Not really horrified. Yes they save it, but they don't seem to be able to use it well. The ads I get on Facebook are sometimes really interesting (i.e. targeted well), on other pages it's mostly stuff I bought a while ago or topics where I don't even have a clue why they think that could be interesting.
And even though they can save it forever, it's outdated pretty quickly. If someone has information that I clicked a button 5 times when I visited a page in '09, this will have zero value now. The information is only valid for hours or days.
I guess most of this information is used to test behavior on pages and to optimize them. And I can only support that. Tracking like this is the reason why popular pages are intuitive. They perform A/B testing extensively to see what works best. I don't see an issue with that.
But the goal of that optimization is not to make your life better, it's to make money for them.
They may be pretty bad at it now, but one thing about technology is that it gets better and better, and their goal is to encourage consumption of their product.
I'm thinking about buying a new laptop right now. I'm trying to make a smart choice, weighing the funds I have available, my need for it, the options available, my preferences for various brands and features, and my own desire to have new shiny stuff.

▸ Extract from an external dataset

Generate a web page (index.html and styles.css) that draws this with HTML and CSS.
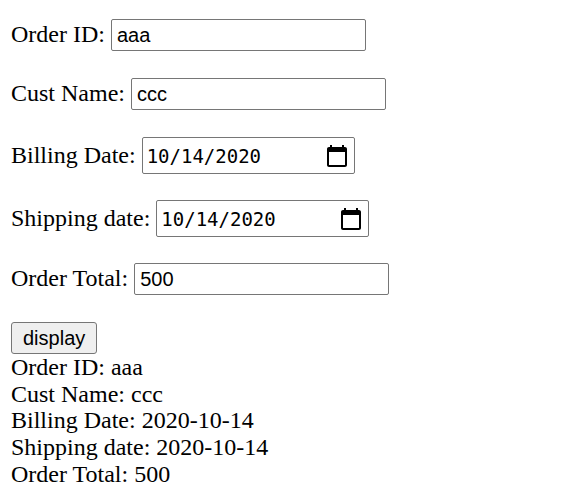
FILE: index.html
```html
<!DOCTYPE html>
<html lang="en">
<head>
<meta charset="utf-8">
<title>Order</title>
<link rel="stylesheet" href="styles.css">
</head>
<body>
<form class="form">
  <div class="row">
    <label class="label" for="oid">Order ID:</label>
    <input class="field" id="oid" type="text" value="aaa">
  </div>
  <div class="row">
    <label class="label" for="cname">Cust Name:</label>
    <input class="field" id="cname" type="text" value="ccc">
  </div>
  <div class="row row-date">
    <label class="label" for="bdate">Billing Date:</label>
    <div class="datefield" id="bdate">
      <span class="date-text">10/14/2020</span>
      <svg class="cal" width="24" height="24" viewBox="0 0 24 24" aria-hidden="true"><path d="M20 3h-1V1h-2v2H7V1H5v2H4c-1.1 0-2 .9-2 2v16c0 1.1.9 2 2 2h16c1.1 0 2-.9 2-2V5c0-1.1-.9-2-2-2zm0 18H4V8h16v13z" fill="#000"/></svg>
    </div>
  </div>
  <div class="row row-date">
    <label class="label" for="sdate">Shipping date:</label>
    <div class="datefield" id="sdate">
      <span class="date-text">10/14/2020</span>
      <svg class="cal" width="24" height="24" viewBox="0 0 24 24" aria-hidden="true"><path d="M20 3h-1V1h-2v2H7V1H5v2H4c-1.1 0-2 .9-2 2v16c0 1.1.9 2 2 2h16c1.1 0 2-.9 2-2V5c0-1.1-.9-2-2-2zm0 18H4V8h16v13z" fill="#000"/></svg>
    </div>
  </div>
  <div class="row">
    <label class="label" for="total">Order Total:</label>
    <input class="field" id="total" type="text" value="500">
  </div>
  <div class="actions">
    <button class="btn" type="button">display</button>
  </div>
</form>
<div class="output">
  <div>Order ID: aaa</div>
  <div>Cust Name: ccc</div>
  <div>Billing Date: 2020-10-14</div>
  <div>Shipping date: 2020-10-14</div>
  <div>Order Total: 500</div>
</div>
</body>
</html>
```

FILE: styles.css
```css
html, body {
  background: #fff;
}
body {
  margin: 12px 12px 12px 11px;
  font-family: "Liberation Serif", "Times New Roman", serif;
  font-size: 24px;
  line-height: 26.67px;
  color: #000;
}
.form {
  margin: 0;
  padding-top: 7px;
  display: flex;
  flex-direction: column;
  align-items: flex-start;
}
.row {
  display: flex;
  align-items: baseline;
  gap: 6px;
  margin-bottom: 27px;
}
.row-date {
  margin-bottom: 26px;
}
.label {
  white-space: nowrap;
}
.field {
  box-sizing: border-box;
  width: 255px;
  height: 32px;
  margin: 0;
  padding: 0 5px;
  border: 1px solid #767676;
  border-radius: 2px;
  font-family: "Liberation Sans", Arial, sans-serif;
  font-size: 20px;
  color: #000;
  background: #fff;
  outline: none;
}
.datefield {
  box-sizing: border-box;
  width: 213px;
  height: 37px;
  padding: 0 5px 0 4px;
  border: 1px solid #767676;
  border-radius: 2px;
  display: flex;
  align-items: center;
  justify-content: space-between;
  font-family: "DejaVu Sans Mono", "Liberation Mono", monospace;
  font-size: 19px;
  line-height: 24px;
  background: #fff;
}
.date-text {
  padding-top: 1px;
}
.cal {
  display: block;
  flex: none;
}
.actions {
  display: flex;
}
.btn {
  box-sizing: border-box;
  height: 32px;
  margin: 0;
  padding: 0 11px;
  border: 1px solid #767676;
  border-radius: 3px;
  background: #efefef;
  font-family: "Liberation Sans", Arial, sans-serif;
  font-size: 20px;
  color: #000;
}
.output {
  line-height: 26.67px;
}
```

The advertisers can distort this rational decision. Right now they just have a poorly-targeted generic bit of text that I don't really read in the sidebar of certain websites, and I feel comfortable with this level of influence. If they were super-persuasive at selling their product to me Present Me would consider that theft. Future Me would probably be grateful to the advertiser, and that's terrifying.
A Self-Driving, Self-Selling Tesla might show up at my door, perform an inspection of my current car, and, in its silky voice, deliver an irrefutable argument why I must never get in that car again and should instead hop in for a free ride across state lines so I can take out a home equity loan and cash in my 401k to buy it. Yikes!
The optimistic side of this is that maybe they'll eventually move beyond market research and on to individual research to give us stuff that we actually want. "Oh, LeifCarrotson is filtering out our 1366x768 TN panels, doesn't seem to care about thickness, has recently read about the Samsung 960 Pro? Let's build him one with a big 9-cell battery and longer travel keyboard, a good screen, and one of those SSDs. And he seems to be running Linux? Let's swap our default touchpad for one with an open driver, and donate a few percent of the profits to the EFF, that's sure to make him happy."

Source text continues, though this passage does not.